Thinker

Loren Lomasky

philosopher

Loren Lomasky is a libertarian philosopher who grounded basic rights in persons as "project pursuers" and reshaped how theorists think about voting and markets

Loren Lomasky is a philosopher associated with contemporary classical liberal and libertarian political thought, working in the area where moral philosophy, rights theory, and political economy intersect. His most influential contribution is a defense of basic rights rooted in an account of persons as beings who conceive, pursue, and are committed to long-term projects. On this view, the capacity to form and act on such projects gives individuals a distinctive moral standing, and a framework of basic liberties is what allows diverse project-pursuers to coexist and cooperate. This argument positioned him as a thinker who sought to justify liberal rights not through abstract contractarian machinery alone but through a recognizable picture of what human lives are actually like.

Lomasky's work is notable for taking market society and commercial life seriously as morally significant arenas rather than as mere backdrops to political theory. He has argued that markets and the freedoms they presuppose are broadly compatible with, and often supportive of, the pursuit of meaningful individual ends, and he has engaged sympathetically with the liberal tradition's emphasis on liberty, pluralism, and limited government. In doing so he contributed to a strand of libertarian philosophy that emphasizes moral foundations and the value of individual autonomy rather than purely consequentialist or economic defenses of freedom.

Beyond rights theory, Lomasky is known for his work in collaboration with the political economist Geoffrey Brennan on the theory of voting and democratic choice. Their analysis advanced the idea of expressive voting: because a single vote is very unlikely to determine an electoral outcome, citizens may vote to express values and identities rather than to secure instrumental results. This reframing has had considerable influence in public choice theory and the philosophy of democracy, complicating simple assumptions about voter rationality and the informational quality of democratic decisions.

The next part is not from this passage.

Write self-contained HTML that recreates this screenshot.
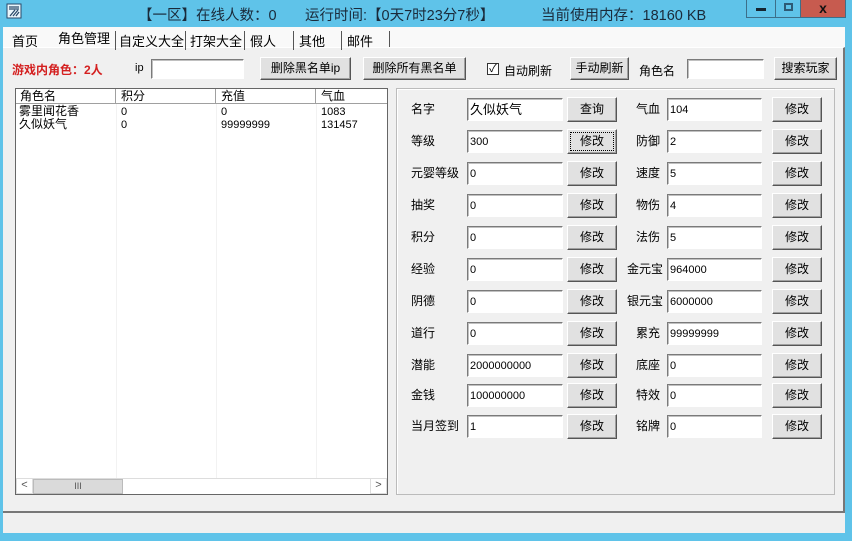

An academic philosopher long associated with the University of Virginia, Lomasky has been an active participant in debates among libertarians, classical liberals, and their critics. His broader significance lies in bridging rigorous analytic moral philosophy with political economy, offering arguments that treat individual liberty as grounded in the moral texture of ordinary human striving while remaining attentive to the practical workings of markets and democratic institutions.